Он оторвался от ее губ, внимательно посмотрел в глаза и принялся покрывать поцелуями ее лицо, запрокинутое навстречу его губам.
— Ты мне расскажешь про Антонио? — прошептал он, уткнувшись губами ей в шею. — Наверное, я должен знать.
Джессика задумалась. Да, наверное, нужно ему рассказать… Вот только с чего начать? Николас наверняка ждет от нее не пересказа того, о чем писали в газетах. Ему нужна истинная история.
— Мы познакомились в Риме, — начала она, медленно подбирая слова. — У нас у обоих были причины праздновать победу. Он выиграл очередной этап в гонках, а я подписала хороший контракт с одним известным итальянским модельером. Антонио, он был… такой яркий, такой необыкновенный…

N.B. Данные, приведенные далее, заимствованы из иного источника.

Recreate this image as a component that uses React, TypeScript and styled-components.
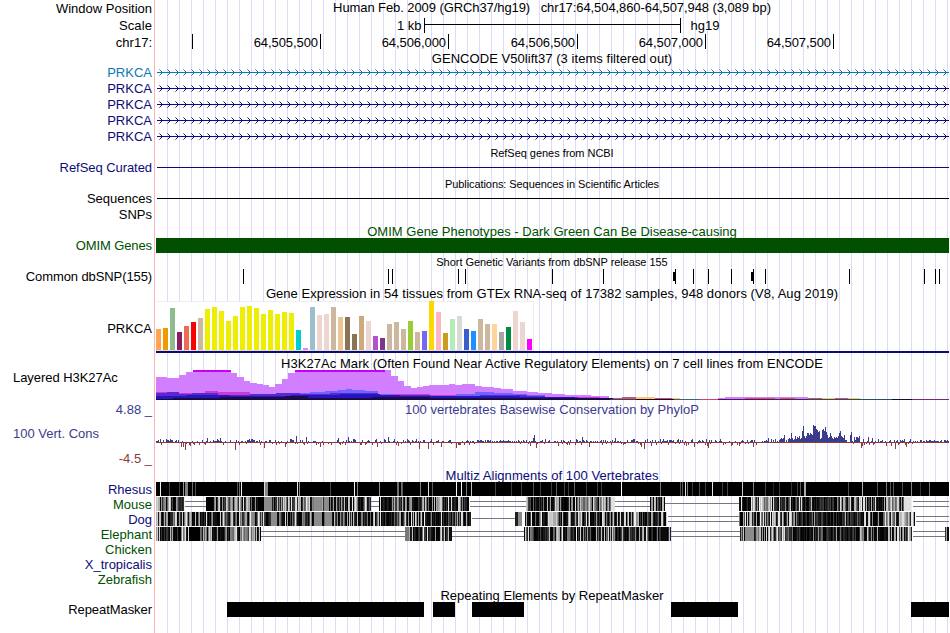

Джессика беспомощно замолчала. Как описать мужчине другого мужчину? Антонио действительно был необыкновенным. Он притягивал людей, как магнит. Перед его обаянием невозможно было устоять.
— Мы безумно влюбились друг в друга. И поженились буквально через три недели после знакомства. — Она зябко обняла себя за плечи, пытаясь унять внутреннюю дрожь. — Он не мог жить без своих гонок. Для него это было все. Он хотел быть лучшим. Самым лучшим. И ради этого готов был рисковать. Он был одержимым… Каждый раз, когда он уезжал на гонки, я подспудно готовила себя к тому, что он может уже не вернуться.
Николас, молча, привлек ее к себе, и она прижалась к нему, обняв за плечи. Они долго стояли так, обнявшись. Спокойная сила Николаса умиротворяла Джессику. Ей казалось, что теперь у нее уже никогда не будет ничего плохого, потому что теперь у нее есть Николас.
Он легонько коснулся губами ее виска.
— Я люблю тебя.
Джессику бил озноб. И когда Николас склонился к ее губам, она едва не отшатнулась. То, что он ей предлагал, — это было слишком серьезно, настолько серьезно, что Джессика боялась принять этот бесценный дар. Но потом страх прошел. Она закрыла глаза и полностью отдалась во власть его губ и рук. Это было одно из тех восхитительных мгновений, которое хочется продлевать бесконечно. Когда хочется, чтобы это мгновение остановилось и больше не было ничего — только эта щемящая радость и полнота жизни.
Она и сама не заметила, как они оказались в постели — совершенно раздетые. Но на этот раз жадная, неутолимая страсть прошлой ночи сменилась нежным и бережным действом, когда они ублажали друг друга неторопливо, смакуя каждую ласку и поцелуй.
Джессика смотрела на Николаса и не могла наглядеться. Она уже поняла, что не хочет терять этого человека. Что бы ни было между ними — страсть, влечение, любовь — она хотела, чтобы это продолжалось.
Николас почувствовал перемену в ее настроении, почувствовал, что в ней уже нет той настороженной напряженности, которая была поначалу. Теперь ему надо было лишь закрепить это достижение, ободрить Джессику, показать ей, что ему можно довериться.